[start]

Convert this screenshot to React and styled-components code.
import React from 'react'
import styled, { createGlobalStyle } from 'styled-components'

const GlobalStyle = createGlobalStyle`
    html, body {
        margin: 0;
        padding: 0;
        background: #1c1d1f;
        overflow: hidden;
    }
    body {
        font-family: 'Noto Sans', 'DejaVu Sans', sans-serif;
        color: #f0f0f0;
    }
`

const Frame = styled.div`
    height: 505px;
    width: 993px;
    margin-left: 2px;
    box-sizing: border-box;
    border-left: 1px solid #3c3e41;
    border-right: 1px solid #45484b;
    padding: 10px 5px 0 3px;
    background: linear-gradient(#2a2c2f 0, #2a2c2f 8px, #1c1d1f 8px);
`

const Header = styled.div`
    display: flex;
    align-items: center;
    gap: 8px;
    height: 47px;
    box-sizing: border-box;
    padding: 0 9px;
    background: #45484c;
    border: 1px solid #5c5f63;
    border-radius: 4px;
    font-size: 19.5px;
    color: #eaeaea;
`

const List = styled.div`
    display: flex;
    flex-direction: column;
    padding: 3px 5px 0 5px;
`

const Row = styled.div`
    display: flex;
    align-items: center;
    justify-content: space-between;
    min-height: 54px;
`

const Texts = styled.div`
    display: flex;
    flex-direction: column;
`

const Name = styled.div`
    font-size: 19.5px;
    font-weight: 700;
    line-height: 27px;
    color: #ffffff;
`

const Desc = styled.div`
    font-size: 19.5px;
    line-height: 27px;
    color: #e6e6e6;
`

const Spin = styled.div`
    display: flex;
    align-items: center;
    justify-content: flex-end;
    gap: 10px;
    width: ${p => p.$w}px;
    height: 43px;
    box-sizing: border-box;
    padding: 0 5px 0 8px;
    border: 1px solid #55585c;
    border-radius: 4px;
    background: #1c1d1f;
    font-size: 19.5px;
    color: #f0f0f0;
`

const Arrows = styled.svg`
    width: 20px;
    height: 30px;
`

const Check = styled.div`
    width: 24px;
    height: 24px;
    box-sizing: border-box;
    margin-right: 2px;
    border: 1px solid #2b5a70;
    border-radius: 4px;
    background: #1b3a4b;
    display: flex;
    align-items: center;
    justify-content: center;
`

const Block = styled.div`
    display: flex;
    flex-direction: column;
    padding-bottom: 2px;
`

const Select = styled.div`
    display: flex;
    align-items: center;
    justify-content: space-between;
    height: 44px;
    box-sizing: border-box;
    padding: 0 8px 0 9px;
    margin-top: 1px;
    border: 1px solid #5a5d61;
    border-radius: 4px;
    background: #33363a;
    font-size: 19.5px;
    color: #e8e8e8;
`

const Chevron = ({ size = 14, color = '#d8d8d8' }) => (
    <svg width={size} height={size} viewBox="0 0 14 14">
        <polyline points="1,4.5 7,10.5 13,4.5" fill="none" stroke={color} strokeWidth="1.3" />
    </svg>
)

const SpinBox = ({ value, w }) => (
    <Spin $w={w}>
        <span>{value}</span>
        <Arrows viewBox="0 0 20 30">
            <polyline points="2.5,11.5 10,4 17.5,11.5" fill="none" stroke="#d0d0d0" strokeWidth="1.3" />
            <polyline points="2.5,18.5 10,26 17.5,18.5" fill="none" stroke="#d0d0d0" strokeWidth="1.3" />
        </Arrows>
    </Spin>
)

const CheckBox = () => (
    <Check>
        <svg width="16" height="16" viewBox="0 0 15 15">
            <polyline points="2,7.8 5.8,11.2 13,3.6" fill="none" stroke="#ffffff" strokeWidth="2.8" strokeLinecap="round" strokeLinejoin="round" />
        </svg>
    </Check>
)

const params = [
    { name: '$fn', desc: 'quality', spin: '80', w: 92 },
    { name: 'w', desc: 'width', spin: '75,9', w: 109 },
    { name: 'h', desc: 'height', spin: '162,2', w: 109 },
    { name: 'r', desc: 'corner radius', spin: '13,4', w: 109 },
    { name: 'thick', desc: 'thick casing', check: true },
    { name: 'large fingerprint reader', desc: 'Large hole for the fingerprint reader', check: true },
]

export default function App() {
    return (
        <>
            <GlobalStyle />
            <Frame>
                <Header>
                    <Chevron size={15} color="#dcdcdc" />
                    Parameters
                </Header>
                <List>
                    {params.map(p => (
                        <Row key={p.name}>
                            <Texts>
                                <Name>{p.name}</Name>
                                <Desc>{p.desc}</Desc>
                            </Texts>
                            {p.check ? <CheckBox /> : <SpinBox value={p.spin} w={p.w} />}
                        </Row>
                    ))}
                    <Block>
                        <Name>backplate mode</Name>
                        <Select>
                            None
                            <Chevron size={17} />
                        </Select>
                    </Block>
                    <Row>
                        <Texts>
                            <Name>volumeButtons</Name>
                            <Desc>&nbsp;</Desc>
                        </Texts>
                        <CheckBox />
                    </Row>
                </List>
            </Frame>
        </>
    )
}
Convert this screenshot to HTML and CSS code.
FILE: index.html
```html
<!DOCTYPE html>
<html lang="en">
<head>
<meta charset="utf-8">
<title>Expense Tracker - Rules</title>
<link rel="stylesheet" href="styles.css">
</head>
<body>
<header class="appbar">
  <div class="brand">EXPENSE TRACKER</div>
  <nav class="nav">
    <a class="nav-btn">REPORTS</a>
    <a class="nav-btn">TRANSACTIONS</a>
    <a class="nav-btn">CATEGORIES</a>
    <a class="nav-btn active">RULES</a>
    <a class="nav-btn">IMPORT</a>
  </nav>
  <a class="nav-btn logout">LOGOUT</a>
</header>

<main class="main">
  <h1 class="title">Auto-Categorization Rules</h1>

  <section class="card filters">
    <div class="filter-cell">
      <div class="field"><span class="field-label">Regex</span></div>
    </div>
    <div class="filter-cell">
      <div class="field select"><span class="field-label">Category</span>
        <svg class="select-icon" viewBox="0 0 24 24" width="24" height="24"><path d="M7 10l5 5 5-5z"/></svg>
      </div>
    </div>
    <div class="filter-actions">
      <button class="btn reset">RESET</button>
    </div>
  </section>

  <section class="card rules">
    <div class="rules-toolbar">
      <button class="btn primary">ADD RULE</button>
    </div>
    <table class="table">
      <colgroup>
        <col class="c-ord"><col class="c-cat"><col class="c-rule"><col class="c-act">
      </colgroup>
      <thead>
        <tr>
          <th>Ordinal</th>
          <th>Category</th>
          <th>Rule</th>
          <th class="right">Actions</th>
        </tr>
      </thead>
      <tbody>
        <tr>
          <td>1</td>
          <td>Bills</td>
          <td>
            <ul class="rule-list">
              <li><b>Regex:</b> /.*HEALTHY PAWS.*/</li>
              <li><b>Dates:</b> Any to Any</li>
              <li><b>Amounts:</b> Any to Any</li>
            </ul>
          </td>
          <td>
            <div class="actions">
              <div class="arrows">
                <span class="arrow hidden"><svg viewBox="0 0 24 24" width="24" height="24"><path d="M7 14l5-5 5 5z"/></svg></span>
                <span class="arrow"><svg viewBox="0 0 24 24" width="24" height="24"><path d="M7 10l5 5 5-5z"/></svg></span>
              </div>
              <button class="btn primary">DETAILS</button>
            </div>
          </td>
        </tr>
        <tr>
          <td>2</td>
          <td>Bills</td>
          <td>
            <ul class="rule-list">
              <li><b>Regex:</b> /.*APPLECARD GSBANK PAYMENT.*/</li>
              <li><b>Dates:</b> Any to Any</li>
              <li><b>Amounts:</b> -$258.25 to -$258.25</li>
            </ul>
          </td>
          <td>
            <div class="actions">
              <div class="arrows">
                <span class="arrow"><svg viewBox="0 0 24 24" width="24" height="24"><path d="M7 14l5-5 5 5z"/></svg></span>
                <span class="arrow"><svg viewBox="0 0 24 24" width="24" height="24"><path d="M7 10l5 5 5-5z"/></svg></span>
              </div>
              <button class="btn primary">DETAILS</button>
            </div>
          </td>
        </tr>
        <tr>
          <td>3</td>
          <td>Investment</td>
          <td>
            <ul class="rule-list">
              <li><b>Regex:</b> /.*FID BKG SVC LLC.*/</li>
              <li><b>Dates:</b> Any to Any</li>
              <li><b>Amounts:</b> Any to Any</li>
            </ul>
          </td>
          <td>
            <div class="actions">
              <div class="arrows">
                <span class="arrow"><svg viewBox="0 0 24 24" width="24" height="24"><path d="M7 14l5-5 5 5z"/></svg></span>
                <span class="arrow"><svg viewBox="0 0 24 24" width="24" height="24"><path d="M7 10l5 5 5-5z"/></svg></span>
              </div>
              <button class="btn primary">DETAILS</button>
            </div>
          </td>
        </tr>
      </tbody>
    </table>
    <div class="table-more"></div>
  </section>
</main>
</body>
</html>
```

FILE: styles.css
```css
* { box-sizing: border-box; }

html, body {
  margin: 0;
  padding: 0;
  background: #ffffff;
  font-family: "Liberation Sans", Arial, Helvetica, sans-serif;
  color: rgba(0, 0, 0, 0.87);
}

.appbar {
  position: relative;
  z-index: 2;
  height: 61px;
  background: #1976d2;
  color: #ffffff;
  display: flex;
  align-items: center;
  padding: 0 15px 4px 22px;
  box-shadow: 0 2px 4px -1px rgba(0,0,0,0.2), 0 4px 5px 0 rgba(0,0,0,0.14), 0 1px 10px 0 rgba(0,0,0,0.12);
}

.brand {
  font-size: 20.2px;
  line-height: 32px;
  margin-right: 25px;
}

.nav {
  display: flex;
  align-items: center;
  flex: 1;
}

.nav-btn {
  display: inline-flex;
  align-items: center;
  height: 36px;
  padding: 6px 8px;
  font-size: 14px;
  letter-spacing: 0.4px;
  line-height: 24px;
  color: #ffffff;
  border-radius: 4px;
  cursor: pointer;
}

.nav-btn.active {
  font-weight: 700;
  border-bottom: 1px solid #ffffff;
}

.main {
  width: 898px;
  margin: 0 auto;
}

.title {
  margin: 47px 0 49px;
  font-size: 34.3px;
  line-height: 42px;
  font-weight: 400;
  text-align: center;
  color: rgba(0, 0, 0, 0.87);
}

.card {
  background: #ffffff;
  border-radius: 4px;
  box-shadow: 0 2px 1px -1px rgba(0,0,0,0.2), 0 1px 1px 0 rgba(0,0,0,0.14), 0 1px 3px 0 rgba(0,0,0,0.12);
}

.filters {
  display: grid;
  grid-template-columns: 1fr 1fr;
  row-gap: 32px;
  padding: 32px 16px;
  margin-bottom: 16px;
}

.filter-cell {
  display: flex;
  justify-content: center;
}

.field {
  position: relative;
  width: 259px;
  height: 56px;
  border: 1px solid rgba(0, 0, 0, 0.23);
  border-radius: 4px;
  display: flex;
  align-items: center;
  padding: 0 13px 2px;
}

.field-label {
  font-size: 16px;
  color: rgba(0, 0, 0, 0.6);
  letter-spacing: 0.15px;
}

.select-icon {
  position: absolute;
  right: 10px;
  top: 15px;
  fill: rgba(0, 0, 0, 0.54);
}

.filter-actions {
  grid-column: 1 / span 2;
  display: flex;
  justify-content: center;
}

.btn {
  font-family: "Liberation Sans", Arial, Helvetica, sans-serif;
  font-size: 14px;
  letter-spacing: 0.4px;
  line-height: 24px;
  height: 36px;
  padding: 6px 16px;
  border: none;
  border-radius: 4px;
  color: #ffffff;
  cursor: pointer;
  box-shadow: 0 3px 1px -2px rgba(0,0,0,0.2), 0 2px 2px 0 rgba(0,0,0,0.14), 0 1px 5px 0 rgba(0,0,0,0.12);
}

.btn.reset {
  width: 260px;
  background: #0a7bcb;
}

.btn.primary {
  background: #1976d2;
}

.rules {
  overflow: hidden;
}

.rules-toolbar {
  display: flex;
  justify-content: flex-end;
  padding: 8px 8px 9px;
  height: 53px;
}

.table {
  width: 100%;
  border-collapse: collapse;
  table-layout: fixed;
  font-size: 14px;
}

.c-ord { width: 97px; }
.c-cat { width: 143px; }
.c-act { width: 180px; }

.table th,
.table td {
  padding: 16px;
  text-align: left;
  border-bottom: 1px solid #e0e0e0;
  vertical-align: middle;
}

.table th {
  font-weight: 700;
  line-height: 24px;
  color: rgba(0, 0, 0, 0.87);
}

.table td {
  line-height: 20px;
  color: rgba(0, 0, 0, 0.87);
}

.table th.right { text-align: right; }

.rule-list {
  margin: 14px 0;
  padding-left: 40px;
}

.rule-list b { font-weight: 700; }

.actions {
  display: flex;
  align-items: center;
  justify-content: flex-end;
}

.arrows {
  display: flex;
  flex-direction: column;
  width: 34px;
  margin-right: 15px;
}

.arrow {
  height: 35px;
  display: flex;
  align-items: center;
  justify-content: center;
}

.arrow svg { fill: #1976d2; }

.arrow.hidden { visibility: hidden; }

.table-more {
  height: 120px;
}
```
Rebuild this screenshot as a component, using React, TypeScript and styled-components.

[end]

Exercise details =
Copy out every line in the listing where the word "this" appears.

Task response =
Convert this screenshot to React and styled-components code.
Convert this screenshot to HTML and CSS code.
Rebuild this screenshot as a component, using React, TypeScript and styled-components.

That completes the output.